■ Aim: Restate the listing that follows word for word, without its pictures.

■ Stored data:
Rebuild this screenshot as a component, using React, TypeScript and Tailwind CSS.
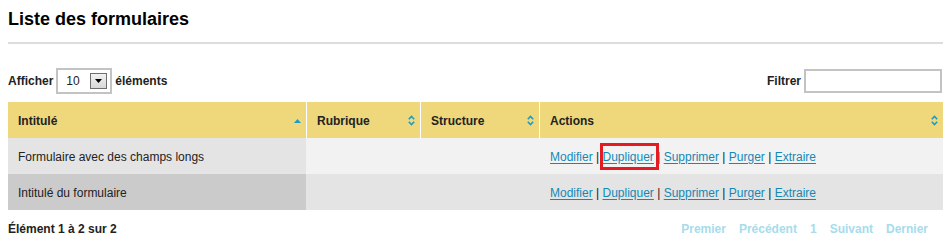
import React from 'react';

const SortBoth: React.FC = () => (
  <svg width="7" height="11" viewBox="0 0 7 11" className="shrink-0">
    <polyline points="0.8,4.2 3.5,1.4 6.2,4.2" fill="none" stroke="#1a9cc9" strokeWidth="1.6" />
    <polyline points="0.8,6.8 3.5,9.6 6.2,6.8" fill="none" stroke="#1a9cc9" strokeWidth="1.6" />
  </svg>
);

const SortAsc: React.FC = () => (
  <svg width="7" height="4" viewBox="0 0 7 4" className="shrink-0">
    <polygon points="0,4 3.5,0 7,4" fill="#1a9cc9" />
  </svg>
);

const columns = [
  { label: 'Intitulé', width: 'w-[298px]', icon: <SortAsc /> },
  { label: 'Rubrique', width: 'w-[114px] border-l border-white', icon: <SortBoth /> },
  { label: 'Structure', width: 'w-[119px] border-l border-white', icon: <SortBoth /> },
  { label: 'Actions', width: 'flex-1 border-l border-white', icon: <SortBoth /> },
];

const rows = [
  { title: 'Formulaire avec des champs longs', first: 'bg-[#e4e4e4]', rest: 'bg-[#f2f2f2]', highlight: true },
  { title: 'Intitulé du formulaire', first: 'bg-[#cbcbcb]', rest: 'bg-[#e4e4e4]', highlight: false },
];

const Actions: React.FC<{ highlight: boolean }> = ({ highlight }) => {
  const link = 'text-[#1589b5] underline underline-offset-[2px]';
  return (
    <span className="text-[#222]">
      <a className={link}>Modifier</a> |{' '}
      <span className="relative">
        <a className={link}>Dupliquer</a>
        {highlight && (
          <span className="pointer-events-none absolute top-[-7px] bottom-[-6px] left-[-2px] right-[-5px] border-[3px] border-[#e31b23]" />
        )}
      </span>{' '}
      | <a className={link}>Supprimer</a> | <a className={link}>Purger</a> |{' '}
      <a className={link}>Extraire</a>
    </span>
  );
};

const App: React.FC = () => {
  return (
    <div className="w-[952px] h-[242px] bg-white px-2 text-[12px] text-[#222]" style={{ fontFamily: '"Liberation Sans", Arial, sans-serif' }}>
      <h1 className="pt-[8px] text-[18px] leading-[22px] font-bold text-black">Liste des formulaires</h1>
      <div className="mt-[12px] h-[2px] w-[935px] bg-[#dddddd]" />

      <div className="mt-[24px] flex h-[26px] w-[935px] items-center justify-between pr-[1px]">
        <div className="flex items-center">
          <span className="font-bold">Afficher</span>
          <div className="ml-[3px] flex h-[26px] w-[56px] items-center justify-between border-2 border-[#c3c3c3] pl-[8px] pr-[3px]">
            <span>10</span>
            <span className="flex h-[16px] w-[17px] items-center justify-center border border-[#6e6e6e] bg-gradient-to-b from-[#f2f2f2] to-[#d8d8d8]">
              <svg width="7" height="4" viewBox="0 0 7 4">
                <polygon points="0,0 7,0 3.5,4" fill="#000" />
              </svg>
            </span>
          </div>
          <span className="ml-[3px] font-bold">éléments</span>
        </div>
        <div className="flex items-center">
          <span className="font-bold">Filtrer</span>
          <input className="ml-[3px] h-[24px] w-[138px] border-2 border-[#c3c3c3] outline-none" />
        </div>
      </div>

      <div className="mt-[8px] w-[935px]">
        <div className="flex h-[36px] bg-[#efd87b] font-bold">
          {columns.map((c) => (
            <div key={c.label} className={`${c.width} flex items-center justify-between pl-[10px] pr-[5px] pt-[1px]`}>
              <span>{c.label}</span>
              {c.icon}
            </div>
          ))}
        </div>
        {rows.map((r) => (
          <div key={r.title} className={`flex h-[36px] ${r.rest}`}>
            <div className={`w-[298px] flex items-center pl-[10px] pt-[1px] ${r.first}`}>{r.title}</div>
            <div className="w-[114px]" />
            <div className="w-[119px]" />
            <div className="flex-1 flex items-center pl-[11px] pt-[1px] leading-[16px]">
              <Actions highlight={r.highlight} />
            </div>
          </div>
        ))}
      </div>

      <div className="mt-[11px] flex w-[935px] items-center justify-between leading-[16px] font-bold">
        <span>Élément 1 à 2 sur 2</span>
        <div className="flex gap-[13px] pr-[15px] text-[#a6dcec]">
          <span>Premier</span>
          <span>Précédent</span>
          <span>1</span>
          <span>Suivant</span>
          <span>Dernier</span>
        </div>
      </div>
    </div>
  );
};

export default App;
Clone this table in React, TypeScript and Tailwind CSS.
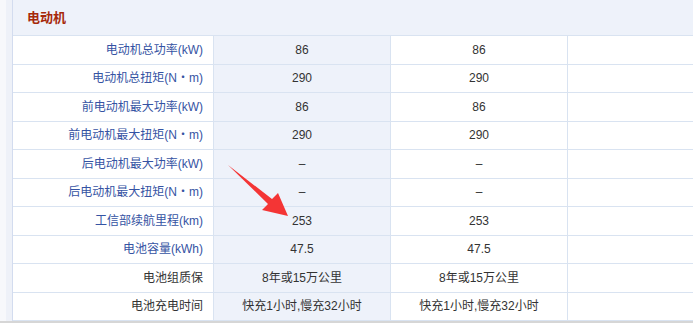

■ Reply:
Rebuild this screenshot as a component, using React, TypeScript and Tailwind CSS.
import React from 'react';

const SortBoth: React.FC = () => (
  <svg width="7" height="11" viewBox="0 0 7 11" className="shrink-0">
    <polyline points="0.8,4.2 3.5,1.4 6.2,4.2" fill="none" stroke="#1a9cc9" strokeWidth="1.6" />
    <polyline points="0.8,6.8 3.5,9.6 6.2,6.8" fill="none" stroke="#1a9cc9" strokeWidth="1.6" />
  </svg>
);

const SortAsc: React.FC = () => (
  <svg width="7" height="4" viewBox="0 0 7 4" className="shrink-0">
    <polygon points="0,4 3.5,0 7,4" fill="#1a9cc9" />
  </svg>
);

const columns = [
  { label: 'Intitulé', width: 'w-[298px]', icon: <SortAsc /> },
  { label: 'Rubrique', width: 'w-[114px] border-l border-white', icon: <SortBoth /> },
  { label: 'Structure', width: 'w-[119px] border-l border-white', icon: <SortBoth /> },
  { label: 'Actions', width: 'flex-1 border-l border-white', icon: <SortBoth /> },
];

const rows = [
  { title: 'Formulaire avec des champs longs', first: 'bg-[#e4e4e4]', rest: 'bg-[#f2f2f2]', highlight: true },
  { title: 'Intitulé du formulaire', first: 'bg-[#cbcbcb]', rest: 'bg-[#e4e4e4]', highlight: false },
];

const Actions: React.FC<{ highlight: boolean }> = ({ highlight }) => {
  const link = 'text-[#1589b5] underline underline-offset-[2px]';
  return (
    <span className="text-[#222]">
      <a className={link}>Modifier</a> |{' '}
      <span className="relative">
        <a className={link}>Dupliquer</a>
        {highlight && (
          <span className="pointer-events-none absolute top-[-7px] bottom-[-6px] left-[-2px] right-[-5px] border-[3px] border-[#e31b23]" />
        )}
      </span>{' '}
      | <a className={link}>Supprimer</a> | <a className={link}>Purger</a> |{' '}
      <a className={link}>Extraire</a>
    </span>
  );
};

const App: React.FC = () => {
  return (
    <div className="w-[952px] h-[242px] bg-white px-2 text-[12px] text-[#222]" style={{ fontFamily: '"Liberation Sans", Arial, sans-serif' }}>
      <h1 className="pt-[8px] text-[18px] leading-[22px] font-bold text-black">Liste des formulaires</h1>
      <div className="mt-[12px] h-[2px] w-[935px] bg-[#dddddd]" />

      <div className="mt-[24px] flex h-[26px] w-[935px] items-center justify-between pr-[1px]">
        <div className="flex items-center">
          <span className="font-bold">Afficher</span>
          <div className="ml-[3px] flex h-[26px] w-[56px] items-center justify-between border-2 border-[#c3c3c3] pl-[8px] pr-[3px]">
            <span>10</span>
            <span className="flex h-[16px] w-[17px] items-center justify-center border border-[#6e6e6e] bg-gradient-to-b from-[#f2f2f2] to-[#d8d8d8]">
              <svg width="7" height="4" viewBox="0 0 7 4">
                <polygon points="0,0 7,0 3.5,4" fill="#000" />
              </svg>
            </span>
          </div>
          <span className="ml-[3px] font-bold">éléments</span>
        </div>
        <div className="flex items-center">
          <span className="font-bold">Filtrer</span>
          <input className="ml-[3px] h-[24px] w-[138px] border-2 border-[#c3c3c3] outline-none" />
        </div>
      </div>

      <div className="mt-[8px] w-[935px]">
        <div className="flex h-[36px] bg-[#efd87b] font-bold">
          {columns.map((c) => (
            <div key={c.label} className={`${c.width} flex items-center justify-between pl-[10px] pr-[5px] pt-[1px]`}>
              <span>{c.label}</span>
              {c.icon}
            </div>
          ))}
        </div>
        {rows.map((r) => (
          <div key={r.title} className={`flex h-[36px] ${r.rest}`}>
            <div className={`w-[298px] flex items-center pl-[10px] pt-[1px] ${r.first}`}>{r.title}</div>
            <div className="w-[114px]" />
            <div className="w-[119px]" />
            <div className="flex-1 flex items-center pl-[11px] pt-[1px] leading-[16px]">
              <Actions highlight={r.highlight} />
            </div>
          </div>
        ))}
      </div>

      <div className="mt-[11px] flex w-[935px] items-center justify-between leading-[16px] font-bold">
        <span>Élément 1 à 2 sur 2</span>
        <div className="flex gap-[13px] pr-[15px] text-[#a6dcec]">
          <span>Premier</span>
          <span>Précédent</span>
          <span>1</span>
          <span>Suivant</span>
          <span>Dernier</span>
        </div>
      </div>
    </div>
  );
};

export default App;
Clone this table in React, TypeScript and Tailwind CSS.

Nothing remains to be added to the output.